— begin DATA PROVIDED —

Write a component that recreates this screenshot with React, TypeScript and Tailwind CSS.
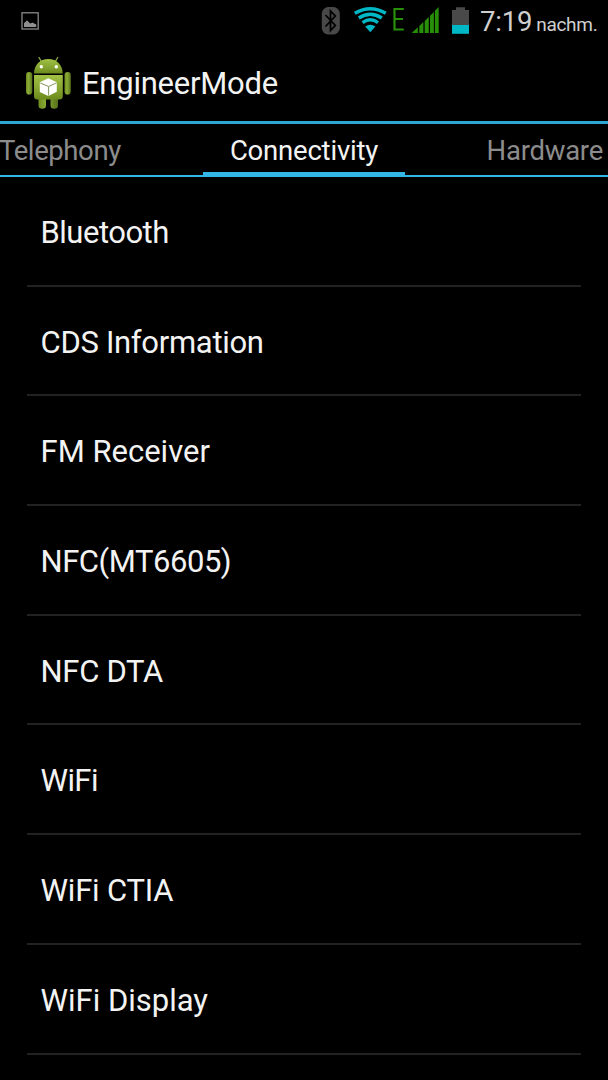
import type { ReactNode } from "react";

const items = [
  { label: "Bluetooth", spacing: "tracking-[-0.5px]" },
  { label: "CDS Information", spacing: "tracking-[-0.3px]" },
  { label: "FM Receiver", spacing: "tracking-[0px]" },
  { label: "NFC(MT6605)", spacing: "tracking-[-0.45px]" },
  { label: "NFC DTA", spacing: "tracking-[-0.3px]" },
  { label: "WiFi", spacing: "tracking-[-0.6px]" },
  { label: "WiFi CTIA", spacing: "tracking-[-0.2px]" },
  { label: "WiFi Display", spacing: "tracking-[0px]" },
];

function PictureIcon() {
  return (
    <svg className="ml-[21px] h-[44px] w-5" viewBox="21 0 20 44" fill="none">
      <rect x="22" y="12.800" width="16.200" height="16.200" stroke="#8a8a8a" strokeWidth="1.300" />
      <path d="M24 27v-4l1.500-1 .8-1.200h1.400L29 22.500l1.500 1 1.500-.7h1.400l1 1 1.800.4V27z" fill="#8f8f8f" />
    </svg>
  );
}

function StatusIcons() {
  return (
    <svg className="h-[44px] w-[160px]" viewBox="320 0 160 44" fill="none">
      <rect x="321.800" y="7" width="18" height="27.500" rx="6.500" fill="#484848" />
      <path d="M325.500 15l9.800 10.500-4.800 5V11l4.800 5-9.800 10.500" stroke="#000" strokeWidth="1.800" />

      <g stroke="#00b7c5" strokeWidth="3.400">
        <path d="M354.800 13.300Q370.300 4.300 385.800 13.300" />
        <path d="M358.800 18Q370.300 10.300 381.800 18" />
        <path d="M362.600 22.700Q370.300 17 378 22.700" />
      </g>
      <path d="M365.200 26.500Q370.300 22.800 375.400 26.500L370.300 32.300z" fill="#00b7c5" />

      <path d="M403.800 9H394.500V29.500H403.800M394.500 19H403" stroke="#278f08" strokeWidth="2.200" />
      <g fill="#278f08">
        <path d="M411.800 33l6-5.800V33z" />
        <path d="M419.300 25.900l4.100-3.900V33h-4.100z" />
        <path d="M424.700 20.900l4.100-4v16.100h-4.100z" />
        <path d="M430 15.700l3.900-3.700v21H430z" />
        <path d="M434.900 10.800l3.800-3.800v26h-3.800z" />
      </g>

      <path d="M452 10h4V7.300h9V10h4v16h-17z" fill="#494949" />
      <path d="M452 25h17v8.800h-17z" fill="#00b7c5" />
    </svg>
  );
}

function AndroidIcon() {
  return (
    <svg className="ml-6 h-[58px] w-[50px]" viewBox="24 54 50 58" fill="none">
      <defs>
        <linearGradient id="green" x1="0" y1="0" x2="0" y2="1">
          <stop offset="0" stopColor="#a0c244" />
          <stop offset=".55" stopColor="#86a530" />
          <stop offset="1" stopColor="#6c8a1c" />
        </linearGradient>
        <linearGradient id="limb" x1="0" y1="0" x2="1" y2="0">
          <stop offset="0" stopColor="#6e8c20" />
          <stop offset=".4" stopColor="#8cac35" />
          <stop offset="1" stopColor="#54701a" />
        </linearGradient>
      </defs>
      <path d="M39 57.500l3 5M57.700 57.500l-3 5" stroke="#91ad43" strokeWidth="1.300" strokeLinecap="round" />
      <path d="M38.500 97h7.500v8.500q0 3.300-3.700 3.300t-3.800-3.300zM50.500 97H58v8.500q0 3.300-3.700 3.300t-3.800-3.300z" fill="url(#limb)" />
      <rect x="26" y="72" width="6.300" height="22.500" rx="3.100" fill="url(#limb)" />
      <rect x="64.500" y="72" width="6.300" height="22.500" rx="3.100" fill="url(#limb)" />
      <path d="M34 73.500C34 65 40 59 48.300 59S62.700 65 62.700 73.500z" fill="url(#green)" />
      <path d="M34 75h28.800v21q0 3.500-3.500 3.500H37.500Q34 99.500 34 96z" fill="url(#green)" />
      <circle cx="41.300" cy="66.800" r="1.700" fill="#fff" />
      <circle cx="56.300" cy="66.800" r="1.700" fill="#fff" />
      <path d="M48.300 78.200l8.500 4v9.500L48.300 96l-8.500-4v-9.800z" fill="#fff" />
      <path d="M40.300 83l8.300 3.500 8-3.700M48.600 86.500V95.500" stroke="#83945c" strokeWidth="1" />
    </svg>
  );
}

function Tab({ className, children }: { className: string; children: ReactNode }) {
  return <div className={`h-full shrink-0 pt-[11px] text-[27.5px] leading-8 ${className}`}>{children}</div>;
}

export default function App() {
  return (
    <div className="h-[1080px] w-[608px] overflow-hidden bg-black font-[Roboto,sans-serif] text-[#f3f3f3]">
      <header className="flex h-[44px] justify-between">
        <PictureIcon />
        <div className="flex">
          <StatusIcons />
          <div className="flex w-32 items-baseline whitespace-nowrap pt-1.5 text-[#cfcfcf]">
            <span className="text-[27.5px] leading-8 tracking-[-0.2px]">7:19</span>
            <span className="ml-1 text-[19px] tracking-[-0.3px]">nachm.</span>
          </div>
        </div>
      </header>

      <div className="flex h-[77px] pt-[10px]">
        <AndroidIcon />
        <h1 className="ml-2 pt-2.5 text-[31px] leading-10 tracking-[-0.25px]">EngineerMode</h1>
      </div>

      <nav className="h-14 border-t-[3px] border-[#2ea6d3]">
        <div className="flex h-full justify-between border-b-2 border-[#33b5e5]">
          <Tab className="w-[203px] tracking-[-0.4px] text-[#8c8c8c]">
            <span className="-ml-px">Telephony</span>
          </Tab>
          <Tab className="w-[202px] border-b-[3px] border-[#33b5e5] text-center tracking-[-0.2px]">Connectivity</Tab>
          <Tab className="w-[203px] pr-[5px] text-right tracking-[-0.25px] text-[#8c8c8c]">Hardware</Tab>
        </div>
      </nav>

      <ul className="px-[27px]">
        {items.map(({ label, spacing }) => (
          <li
            key={label}
            className={`flex h-[109.7px] items-center border-b-2 border-[#222222] pt-1 pl-[13.5px] text-[31px] leading-9 ${spacing}`}
          >
            {label}
          </li>
        ))}
      </ul>
    </div>
  );
}
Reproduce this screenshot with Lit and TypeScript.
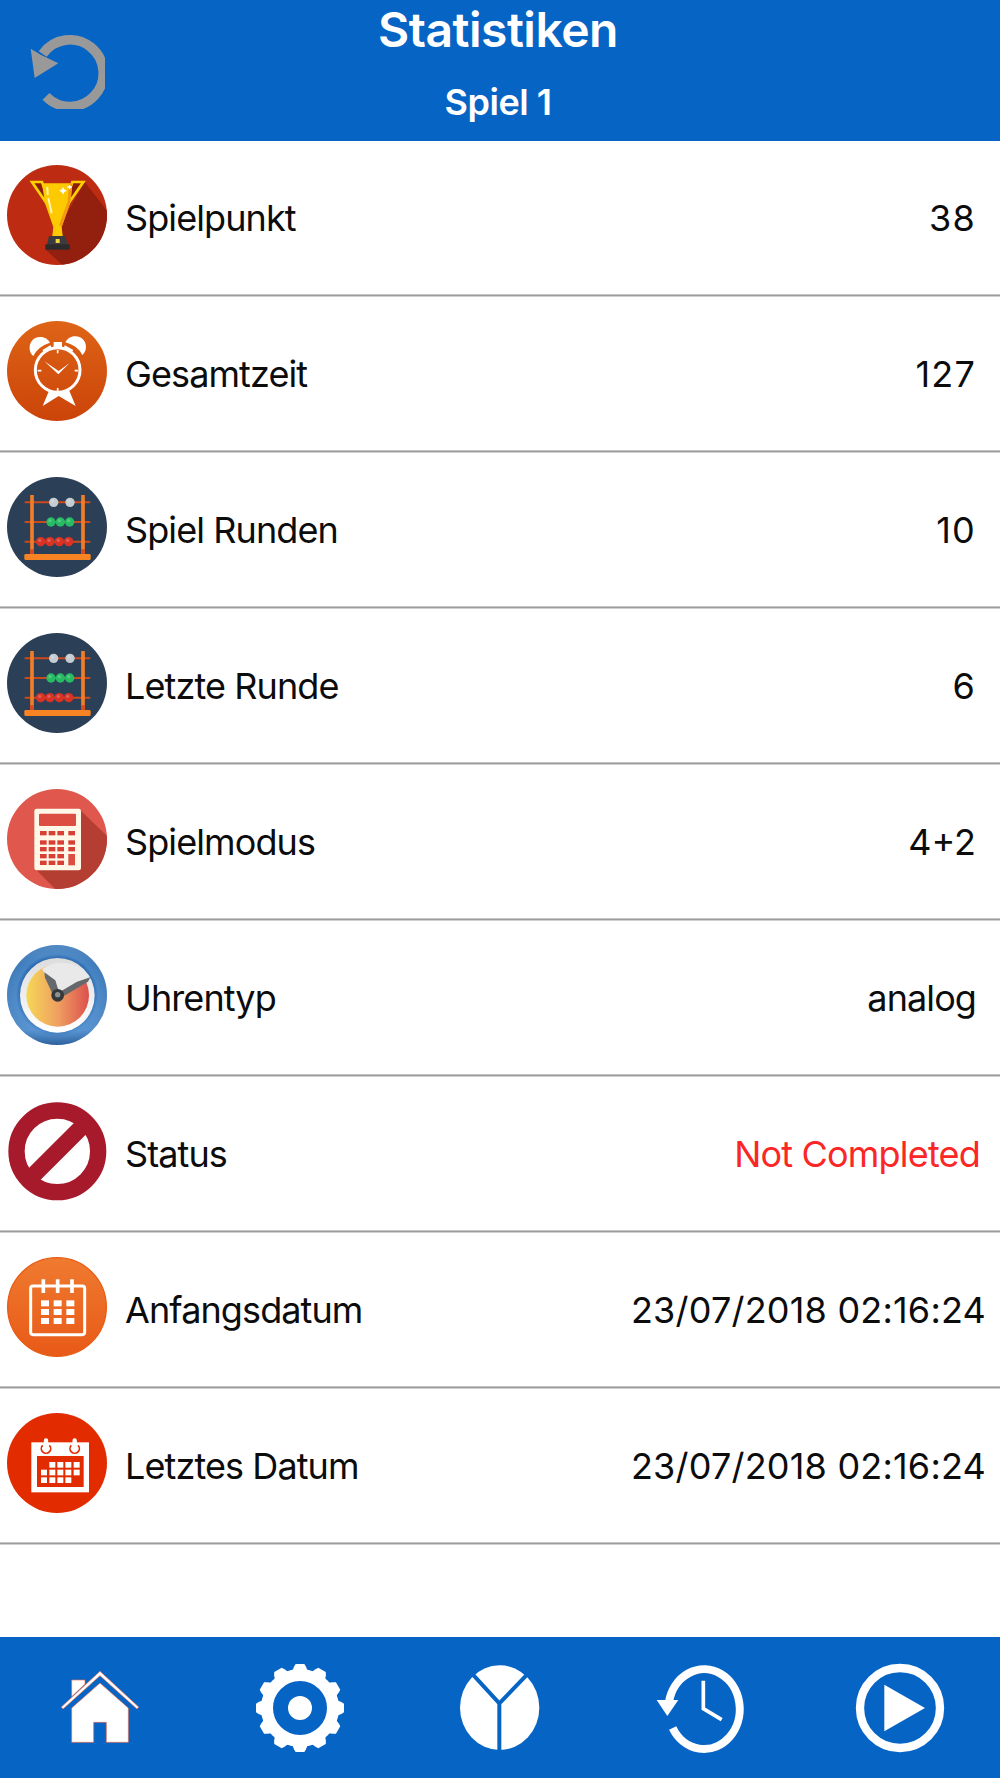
import { LitElement, html, css, svg } from "lit";
import { customElement, property } from "lit/decorators.js";

const trophy = svg`
  <clipPath id="disc"><circle cx="150" cy="150" r="150"/></clipPath>
  <circle cx="150" cy="150" r="150" fill="#bc2b12"/>
  <path clip-path="url(#disc)" d="M233 50 310 150 300 300H166L115 253 160 180Z" fill="#93200e"/>
  <path d="M75 51H105L137 142ZM229 51H196L166 142Z" fill="#8c1c0c" stroke="#fbd000" stroke-width="8"/>
  <path d="M105 55H196L191 110 164 186 167 213H136L139 186 114 115Z" fill="#fdc900"/>
  <path d="M186 55H196L190 112 164 186 156 180 182 110Z" fill="#f39a12"/>
  <path d="M121 66 122 90M124 99 134 145" stroke="#fff3b0" stroke-width="6"/>
  <path d="M168 68 171 74 178 77 171 80 168 87 165 80 158 77 165 74ZM188 60 190 64 195 66 190 68 188 73 186 68 181 66 186 64Z" fill="#fff" stroke="#fff" stroke-width="2"/>
  <path d="M126 213H175L182 239H120Z" fill="#3b3b3f"/>
  <rect x="115" y="238" width="73" height="16" fill="#2b2b2e"/>
  <rect x="146" y="222" width="12" height="12" fill="#f6d53c"/>
`;

const alarm = svg`
  <linearGradient id="g" x2="0" y2="1"><stop offset="0" stop-color="#de6416"/><stop offset="1" stop-color="#cb4409"/></linearGradient>
  <circle cx="150" cy="150" r="150" fill="url(#g)"/>
  <g fill="#fff">
    <path d="M79 105C60 90 65 50 98 48C112 47 123 54 129 65Q93 76 79 105Z"/>
    <path d="M226 102C245 88 240 48 206 46C192 45 181 53 175 64Q211 73 226 102Z"/>
    <path d="M140 63H165V82H140Z"/>
    <path d="M127 207 107 255 155 225 206 255 185 205 152 214Z"/>
    <path d="M112 121 155 150 188 126 154 160Z"/>
  </g>
  <path d="M108 90 132 76M197 90 172 76" stroke="#fff" stroke-width="7"/>
  <circle cx="152" cy="147" r="67" fill="none" stroke="#fff" stroke-width="9"/>
  <path d="M152 87V97M152 201V211M92 149H103M203 149H213" stroke="#fff" stroke-width="5"/>
`;

const bead = (x: number, y: number, fill: string) =>
  svg`<circle cx=${x} cy=${y} r="14" fill=${fill}/><circle cx=${x - 3} cy=${y - 4} r="5" fill="#fff" opacity=".22"/>`;

const abacus = svg`
  <circle cx="150" cy="150" r="150" fill="#2b3f56"/>
  <path d="M53 76H250M53 135H250M53 194H250" stroke="#cb4a1c" stroke-width="6"/>
  <path d="M75 54V234M228 54V234" stroke="#f27d28" stroke-width="11"/>
  <path d="M75 217V232M228 217V232" stroke="#d8471f" stroke-width="11"/>
  <rect x="52" y="231" width="199" height="18" rx="4" fill="#f78323"/>
  ${[140, 189].map((x) => bead(x, 76, "#c3ccd2"))}
  ${[132, 160, 188].map((x) => bead(x, 135, "#27bb63"))}
  ${[101, 129, 157, 185].map((x) => bead(x, 194, "#d93325"))}
`;

const calculator = svg`
  <clipPath id="disc"><circle cx="150" cy="150" r="150"/></clipPath>
  <circle cx="150" cy="150" r="150" fill="#df574d"/>
  <path clip-path="url(#disc)" d="M220 64 304 145 300 300H145L88 243Z" fill="#b43e31"/>
  <rect x="82" y="59" width="140" height="185" rx="7" fill="#fff7e8"/>
  <rect x="96" y="74" width="111" height="37" rx="3" fill="#dc4d42"/>
  ${[126, 154, 174, 195, 215].map((y, row) =>
    [99, 125, 151, 184].map((x, col) =>
      row > 2 && col === 3 ? "" : svg`<rect x=${x} y=${y} width="20" height="13" fill="#d93f35"/>`
    )
  )}
  <rect x="184" y="195" width="20" height="34" fill="#dc4d42"/>
`;

const clock = svg`
  <radialGradient id="rim"><stop offset=".72" stop-color="#1d5ca8"/><stop offset=".82" stop-color="#4684c4"/><stop offset="1" stop-color="#3f7ab8"/></radialGradient>
  <linearGradient id="low" x2="0" y2="1"><stop offset="0" stop-color="#6398cc" stop-opacity=".5"/><stop offset=".2" stop-color="#6398cc" stop-opacity="0"/><stop offset=".85" stop-color="#6ba6e0" stop-opacity=".5"/><stop offset="1" stop-color="#20508a" stop-opacity=".6"/></linearGradient>
  <linearGradient id="dial"><stop offset="0" stop-color="#f6d757"/><stop offset=".5" stop-color="#efa060"/><stop offset="1" stop-color="#dc504e"/></linearGradient>
  <linearGradient id="plate" x2="0" y2="1"><stop offset="0" stop-color="#dcdcdc"/><stop offset="1" stop-color="#fff"/></linearGradient>
  <circle cx="150" cy="150" r="150" fill="url(#rim)"/>
  <circle cx="150" cy="150" r="150" fill="url(#low)"/>
  <circle cx="151" cy="151" r="112" fill="url(#plate)"/>
  <circle cx="152" cy="151" r="94" fill="url(#dial)"/>
  <path d="M152 151 105 72C150 40 215 50 248 96Z" fill="#e9e9ea"/>
  <path d="M158 148 145 106 112 82 114 98 140 154ZM154 143 210 110 250 97 243 110 176 150 158 158Z" fill="#66696b"/>
  <circle cx="152" cy="151" r="19" fill="#35383b"/>
  <circle cx="152" cy="149" r="8" fill="#8d8f91"/>
`;

const forbidden = svg`
  <circle cx="151" cy="151" r="122.5" fill="none" stroke="#a61a2b" stroke-width="49"/>
  <path d="M72 230 229 73" stroke="#a61a2b" stroke-width="50"/>
`;

const calendar = svg`
  <linearGradient id="g" x2="0" y2="1"><stop offset="0" stop-color="#ef7a30"/><stop offset="1" stop-color="#e85a17"/></linearGradient>
  <circle cx="150" cy="150" r="148" fill="url(#g)" stroke="#e95a12" stroke-width="4"/>
  <rect x="71" y="87" width="162" height="146" rx="7" fill="none" stroke="#fff" stroke-width="9"/>
  <path d="M109 67V108M152 67V108M195 67V108" stroke="#fff" stroke-width="11"/>
  ${[130, 156, 183].map((y) => [102, 140, 178].map((x) => svg`<rect x=${x} y=${y} width="24" height="18" fill="#fff"/>`))}
`;

const calendarSolid = svg`
  <circle cx="150" cy="150" r="150" fill="#e22c00"/>
  <rect x="73" y="88" width="173" height="150" fill="#fff"/>
  <rect x="90" y="129" width="140" height="93" fill="#e22c00"/>
  ${[147, 170, 193].map((y, row) =>
    [102, 127, 151, 175, 200].map((x, col) =>
      (row === 0 && col === 0) || (row === 2 && col === 4) ? "" : svg`<rect x=${x} y=${y} width="18" height="17" fill="#fff"/>`
    )
  )}
  <path d="M107 97A14 14 0 1 0 127 97M193 97A14 14 0 1 0 213 97" fill="none" stroke="#e22c00" stroke-width="5"/>
  <path d="M117 82V106M203 82V106" stroke="#fff" stroke-width="13" stroke-linecap="round"/>
`;

const home = svg`
  <g fill="#fff" stroke="#ee6a4c" stroke-width="2">
    <path d="M65 66H105V78L65 116Z"/>
    <path d="M150 75 235 150V253H169V193H131V253H65V150Z"/>
    <path d="M34 147 150 40 266 147 261 153 150 53 39 153Z"/>
  </g>
`;

const gear = svg`
  <circle cx="150" cy="150" r="99" fill="none" stroke="#fff" stroke-width="36"/>
  <circle cx="150" cy="150" r="36" fill="#fff"/>
  ${[...Array(12).keys()].map(
    (i) => svg`<path d="M137 18H163L168 26 173 39H127L132 26Z" fill="#fff" transform="rotate(${i * 30} 150 150)"/>`
  )}
`;

const pie = svg`
  <ellipse cx="149" cy="149" rx="119" ry="127" fill="#fff"/>
  <path d="M66 47 148 136 234 47M148 134V280" fill="none" stroke="#0664c5" stroke-width="12"/>
`;

const history = svg`
  <path d="M57 132A107 119.5 0 1 1 68 210" fill="none" stroke="#fff" stroke-width="24"/>
  <path d="M20 126H85L52 174Z" fill="#fff"/>
  <path d="M160 68V152L215 185" fill="none" stroke="#fff" stroke-width="11"/>
`;

const play = svg`
  <circle cx="150" cy="150" r="120" fill="none" stroke="#fff" stroke-width="25"/>
  <path d="M103 80 225 150 103 220Z" fill="#fff"/>
`;

const rows = [
  { icon: trophy, label: "Spielpunkt", value: "38", kind: "number" },
  { icon: alarm, label: "Gesamtzeit", value: "127", kind: "number" },
  { icon: abacus, label: "Spiel Runden", value: "10", kind: "number" },
  { icon: abacus, label: "Letzte Runde", value: "6", kind: "number" },
  { icon: calculator, label: "Spielmodus", value: "4+2", kind: "mode" },
  { icon: clock, label: "Uhrentyp", value: "analog" },
  { icon: forbidden, label: "Status", value: "Not Completed", kind: "open" },
  { icon: calendar, label: "Anfangsdatum", value: "23/07/2018 02:16:24", kind: "date" },
  { icon: calendarSolid, label: "Letztes Datum", value: "23/07/2018 02:16:24", kind: "date" },
];

@customElement("stat-row")
class StatRow extends LitElement {
  @property() label = "";
  @property() value = "";
  @property() kind = "";
  @property({ attribute: false }) icon: unknown;

  static styles = css`
    :host {
      display: block;
      height: 156px;
      box-sizing: border-box;
      border-bottom: 1px solid #9c9c9c;
      box-shadow: 0 1px 0 #d0d0d0, inset 0 -1px 0 #c4c4c4;
    }
    .row {
      display: flex;
      align-items: flex-start;
      padding: 25px 24px 0 7px;
      font-size: 36px;
      line-height: 106px;
      letter-spacing: -0.9px;
      color: #0c0c0c;
      white-space: nowrap;
    }
    .row.open {
      padding-right: 20px;
    }
    .row.date {
      padding-right: 14px;
    }
    svg {
      display: block;
      width: 100px;
      height: 100px;
      margin-right: 18px;
    }
    .label {
      flex: 1;
    }
    .number .value {
      letter-spacing: 1.2px;
    }
    .mode .value {
      letter-spacing: 0;
    }
    .date .value {
      letter-spacing: 0.2px;
    }
    .open .value {
      letter-spacing: -0.8px;
      color: #fb2626;
    }
  `;

  render() {
    return html`
      <div class="row ${this.kind}">
        <svg viewBox="0 0 300 300">${this.icon}</svg>
        <span class="label">${this.label}</span>
        <span class="value">${this.value}</span>
      </div>
    `;
  }
}

@customElement("app-root")
class AppRoot extends LitElement {
  static styles = css`
    :host {
      display: flex;
      flex-direction: column;
      height: 1778px;
      background: #fff;
      font-family: Inter, "Liberation Sans", sans-serif;
    }
    header {
      display: grid;
      grid-template-columns: 105px 1fr 109px;
      height: 141px;
      background: #0664c5;
      color: #fff;
    }
    .back {
      width: 75px;
      height: 75px;
      margin: 34px 0 0 30px;
    }
    .titles {
      text-align: center;
    }
    h1 {
      margin: 0;
      font-size: 48px;
      line-height: 60px;
      font-weight: 600;
      letter-spacing: -0.5px;
    }
    h2 {
      margin: 14px 0 0;
      font-size: 36px;
      line-height: 56px;
      font-weight: 600;
      letter-spacing: -0.5px;
    }
    main {
      flex: 1;
      margin-top: -1px;
    }
    nav {
      display: grid;
      grid-template-columns: repeat(5, 200px);
      place-items: center;
      height: 141px;
      background: #0664c5;
    }
    nav svg {
      width: 100px;
      height: 100px;
    }
  `;

  render() {
    return html`
      <header>
        <svg class="back" viewBox="0 0 225 225">
          <path d="M38 60A100 100 0 1 1 48 187" fill="none" stroke="#999" stroke-width="29"/>
          <path d="M2 44 32 62 85 88 14 132Z" fill="#999"/>
        </svg>
        <div class="titles">
          <h1>Statistiken</h1>
          <h2>Spiel 1</h2>
        </div>
      </header>
      <main>
        ${rows.map(
          (r) => html`<stat-row .icon=${r.icon} label=${r.label} value=${r.value} kind=${r.kind ?? ""}></stat-row>`
        )}
      </main>
      <nav>
        ${[home, gear, pie, history, play].map((icon) => html`<svg viewBox="0 0 300 300">${icon}</svg>`)}
      </nav>
    `;
  }
}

— end DATA PROVIDED —

Your task is to reproduce exactly the lines from the start of the data above through the line containing "15l9.800 10.500-4.800 5V11l4.800", leaving every picture out.

Write a component that recreates this screenshot with React, TypeScript and Tailwind CSS.
import type { ReactNode } from "react";

const items = [
  { label: "Bluetooth", spacing: "tracking-[-0.5px]" },
  { label: "CDS Information", spacing: "tracking-[-0.3px]" },
  { label: "FM Receiver", spacing: "tracking-[0px]" },
  { label: "NFC(MT6605)", spacing: "tracking-[-0.45px]" },
  { label: "NFC DTA", spacing: "tracking-[-0.3px]" },
  { label: "WiFi", spacing: "tracking-[-0.6px]" },
  { label: "WiFi CTIA", spacing: "tracking-[-0.2px]" },
  { label: "WiFi Display", spacing: "tracking-[0px]" },
];

function PictureIcon() {
  return (
    <svg className="ml-[21px] h-[44px] w-5" viewBox="21 0 20 44" fill="none">
      <rect x="22" y="12.800" width="16.200" height="16.200" stroke="#8a8a8a" strokeWidth="1.300" />
      <path d="M24 27v-4l1.500-1 .8-1.200h1.400L29 22.500l1.500 1 1.500-.7h1.400l1 1 1.800.4V27z" fill="#8f8f8f" />
    </svg>
  );
}

function StatusIcons() {
  return (
    <svg className="h-[44px] w-[160px]" viewBox="320 0 160 44" fill="none">
      <rect x="321.800" y="7" width="18" height="27.500" rx="6.500" fill="#484848" />
      <path d="M325.500 15l9.800 10.500-4.800 5V11l4.800 5-9.800 10.500" stroke="#000" strokeWidth="1.800" />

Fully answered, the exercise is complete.